Yasser Arafat's legacy: Succesful acts of terror
Gwynne Dyer, London
Yasser Arafat isn't dead yet. The "blood disorder" that forced him to desert his besieged headquarters in Ramallah and fly to Paris for medical treatment may not kill him, but he is probably never going home again, and his long reign as the undisputed leader of the Palestinian people is certainly over. So it is time to write his political obituary, if not his personal one.
Frantic speculation has already begun about who succeeds him, but it's unlikely that any single successor can command the support and respect that Arafat enjoyed in the deeply divided Palestinian community at home and in exile. The notion that a new Palestinian leader might be able to reopen peace talks with Israel is built on the myth that they only failed because of Arafat's stubborn personality. His career seems to be ending in failure -- and yet he did achieve something.
He should have died at least ten years ago, of course. It would have been better for his reputation, for he never had the skills to run a proto-state like the Palestinian Authority: even as "President" of the PA, he remained at heart a guerrilla chieftain who ruled through cronies and relatives, coopted his opponents with bribes of one sort or another, and never failed to appoint at least two rivals to any position of power.
It would also have been better for peace in the region, for a more astute Palestinian leader might just have pulled off a final peace agreement at the Camp David talks with Israeli prime minister Ehud Barak in 2000. It was already late in the game, for the 1995 assassination of Israeli prime minister Yitzhak Rabin, Arafat's partner for peace in the Oslo Accords, and the subsequent delaying tactics of prime minister Binyamin Netanyahu in 1996-99, used up most of the available political time and patience, but a more flexible and imaginative man than Arafat might just have managed it.
Arafat didn't. He baulked at the fact that the Israelis would put none of their proposals into writing (because Barak's cabinet was already disintegrating back home over the scale of the concessions he was offering). He was utterly unprepared psychologically for the fact that a final deal would mean that the overwhelming majority of Palestinian refugees would never see their ancestral homes again (although everybody else had known it for a decade).

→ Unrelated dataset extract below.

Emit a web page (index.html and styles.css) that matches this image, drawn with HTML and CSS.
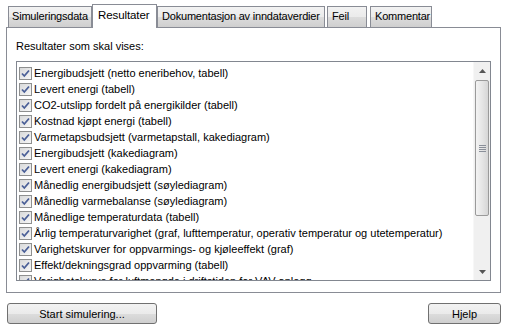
FILE: index.html
```html
<!DOCTYPE html>
<html lang="no">
  <head>
    <meta charset="UTF-8" />
    <title>Simulering</title>
    <link rel="stylesheet" href="styles.css">
  </head>
  <body>
    <div class="dialog">
      <div class="tabs">
        <div class="tab tab-sim">Simuleringsdata</div>
        <div class="tab tab-res active">Resultater</div>
        <div class="tab tab-dok">Dokumentasjon av inndataverdier</div>
        <div class="tab tab-feil">Feil</div>
        <div class="tab tab-kom">Kommentar</div>
      </div>

      <div class="panel">
        <p class="panel-label">Resultater som skal vises:</p>
        <div class="listbox">
          <ul class="items">
            <li><span class="check"></span>Energibudsjett (netto eneribehov, tabell)</li>
            <li><span class="check"></span>Levert energi (tabell)</li>
            <li><span class="check"></span>CO2-utslipp fordelt på energikilder (tabell)</li>
            <li><span class="check"></span>Kostnad kjøpt energi (tabell)</li>
            <li><span class="check"></span>Varmetapsbudsjett (varmetapstall, kakediagram)</li>
            <li><span class="check"></span>Energibudsjett (kakediagram)</li>
            <li><span class="check"></span>Levert energi (kakediagram)</li>
            <li><span class="check"></span>Månedlig energibudsjett (søylediagram)</li>
            <li><span class="check"></span>Månedlig varmebalanse (søylediagram)</li>
            <li><span class="check"></span>Månedlige temperaturdata (tabell)</li>
            <li><span class="check"></span>Årlig temperaturvarighet (graf, lufttemperatur, operativ temperatur og utetemperatur)</li>
            <li><span class="check"></span>Varighetskurver for oppvarmings- og kjøleeffekt (graf)</li>
            <li><span class="check"></span>Effekt/dekningsgrad oppvarming (tabell)</li>
            <li><span class="check"></span>Varighetskurve for luftmengde i driftstiden for VAV-anlegg</li>
          </ul>
          <div class="scrollbar">
            <div class="arrow">
              <svg width="7" height="4" viewBox="0 0 7 4"><path d="M0 4 L3.5 0 L7 4 Z" fill="#555"/></svg>
            </div>
            <div class="track">
              <div class="thumb">
                <svg width="7" height="7" viewBox="0 0 7 7"><path d="M0 0.5 H7 M0 2.5 H7 M0 4.5 H7 M0 6.5 H7" stroke="#8a8f99" stroke-width="1"/></svg>
              </div>
            </div>
            <div class="arrow">
              <svg width="7" height="4" viewBox="0 0 7 4"><path d="M0 0 L3.5 4 L7 0 Z" fill="#555"/></svg>
            </div>
          </div>
        </div>
      </div>

      <div class="buttons">
        <button class="btn btn-start">Start simulering...</button>
        <button class="btn btn-help">Hjelp</button>
      </div>
    </div>
  </body>
</html>
```

FILE: styles.css
```css
* {
  margin: 0;
  padding: 0;
  box-sizing: border-box;
}

body {
  font-family: 'Liberation Sans', Arial, sans-serif;
  font-size: 11px;
  color: #000;
  background-color: #fff;
}

.dialog {
  width: 508px;
  height: 334px;
  padding: 3px 7px 0 6px;
}

.tabs {
  display: flex;
  align-items: flex-end;
  height: 24px;
  padding-left: 2px;
  position: relative;
  z-index: 1;
}

.tab {
  height: 21px;
  line-height: 19px;
  padding: 0 4px;
  border: 1px solid #898c95;
  border-bottom: none;
  background: linear-gradient(#f2f2f2, #ebebeb 50%, #dcdcdc 51%, #cfcfcf);
  white-space: nowrap;
  overflow: hidden;
  letter-spacing: -0.2px;
}

.tab.active {
  height: 24px;
  line-height: 20px;
  padding: 0 5px;
  margin-bottom: -1px;
  background: #fff;
  font-size: 11.5px;
  letter-spacing: -0.1px;
}

.tab-sim {
  width: 84px;
  padding-left: 3px;
}

.tab-res {
  width: 65px;
}

.tab-dok {
  width: 168px;
}

.tab-feil {
  width: 40px;
  margin-left: 2px;
}

.tab-kom {
  width: 62px;
  margin-left: 3px;
}

.panel {
  height: 266px;
  border: 1px solid #898c95;
  background: #fff;
  padding: 12px 9px 0 9px;
}

.panel-label {
  line-height: 13px;
  margin-bottom: 8px;
}

.listbox {
  display: flex;
  height: 220px;
  border: 1px solid #828790;
  overflow: hidden;
}

.items {
  flex: 1;
  list-style: none;
  padding: 3px 0 0 2px;
  overflow: hidden;
}

.items li {
  display: flex;
  align-items: center;
  height: 16px;
  white-space: nowrap;
}

.check {
  width: 13px;
  height: 13px;
  flex: none;
  margin-right: 2px;
  border: 1px solid #8e8f8f;
  background:
    url("data:image/svg+xml,%3Csvg xmlns='http://www.w3.org/2000/svg' width='11' height='11'%3E%3Cpath d='M2 5.5 L4.3 8 L9 2.5' fill='none' stroke='%234a5f97' stroke-width='1.8'/%3E%3C/svg%3E") center / 11px 11px no-repeat,
    linear-gradient(135deg, #d8d9da, #f7f7f7);
}

.scrollbar {
  width: 17px;
  flex: none;
  display: flex;
  flex-direction: column;
  background: #f0f0f0;
  border-left: 1px solid #f7f7f7;
}

.arrow {
  height: 17px;
  display: flex;
  align-items: center;
  justify-content: center;
}

.track {
  flex: 1;
  padding: 1px 0 47px;
  display: flex;
}

.thumb {
  flex: 1;
  margin: 0 1px;
  border: 1px solid #9a9a9a;
  border-radius: 2px;
  background: linear-gradient(to right, #f3f3f3, #e6e6e6 50%, #d6d6d6);
  display: flex;
  align-items: center;
  justify-content: center;
}

.buttons {
  display: flex;
  justify-content: space-between;
  margin-top: 10px;
  padding-left: 1px;
}

.btn {
  height: 21px;
  font-family: inherit;
  font-size: 11px;
  color: #000;
  border: 1px solid #707070;
  border-radius: 3px;
  background: linear-gradient(#f2f2f2, #ebebeb 50%, #dddddd 51%, #cfcfcf);
}

.btn-start {
  width: 150px;
}

.btn-help {
  width: 73px;
}
```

It has been argued that Arafat was wise to refuse the deal Barak was offering because it was only half a loaf, and anyway Barak's government was already falling. But it was as much of the loaf as Israeli public opinion would accept, and if the deal had been rejected by a subsequent Israeli government after Barak fell, it would have been Israel that took the blame, not the Palestinians.
Arafat was too cautious, and so the deal failed. A month later, Ariel Sharon marched onto the square in front of al-Aqsa mosque in Jerusalem guarded by hundreds of Israeli soldiers and snipers, with the manifest intention of provoking a violent Palestinian response. The Palestinians threw rocks, the snipers opened fire, and that triggered the intifada, just as Sharon (and maybe Barak too, by that time) intended. Four years later, all the peace plans lie in ruins and nothing awaits the Palestinians and the Israelis but endless violence.
So what did Arafat do right? Just two things, but they were big ones. First, he broke the hold of Arab governments who tried to control the Palestinian resistance movements for their own purposes. Then, even more importantly, he made the whole world acknowledge the existence of the Palestinian nation. He did that, for the most part, by successful acts of terrorism.
When Arafat created the Fatah guerrilla movement in 1959, the Palestinian refugees who had fled or been driven from their homes in 1948 in what is now Israel were known simply as "refugees": stateless Arabs who could theoretically be "resettled" anywhere. Arab governments resisted this definition, but in the West it was universal. Arafat changed all that.
The key event in his life was the Six-Day War of 1967, in which Israel conquered the West Bank and the Gaza Strip, where most of the 1948 "refugees" had ended up. In response to that disaster, he took Fatah into the Palestinian Liberation Organization in 1968, became the PLO's leader, and launched the campaign of international terrorism that made him famous.
It was universally condemned in the West, and all the authorities vowed that terrorism would never succeed, but by the time Arafat called off the campaign in 1989 he had achieved his goal. The world no longer talked about "refugees"; it talked about "Palestinians", and just to give them that name implicitly recognized their right to a particular territory. US and Israeli recognition of Arafat as a valid negotiating partner, the Oslo Accords of 1993, and the peace negotiations that took up most of the 1990s were the result.
They failed, and Arafat bears a share (though only a share) of the blame. As he departs from power and perhaps from the land of the living, the future of the Palestinians and the Israelis has rarely looked grimmer. But the history of the future is just as long as the history of the past; we just don't know it yet. There is still hope, and the historians of the future may be kinder to Yasser Arafat than the judgment of his contemporaries.
The writer is a London-based independent journalist.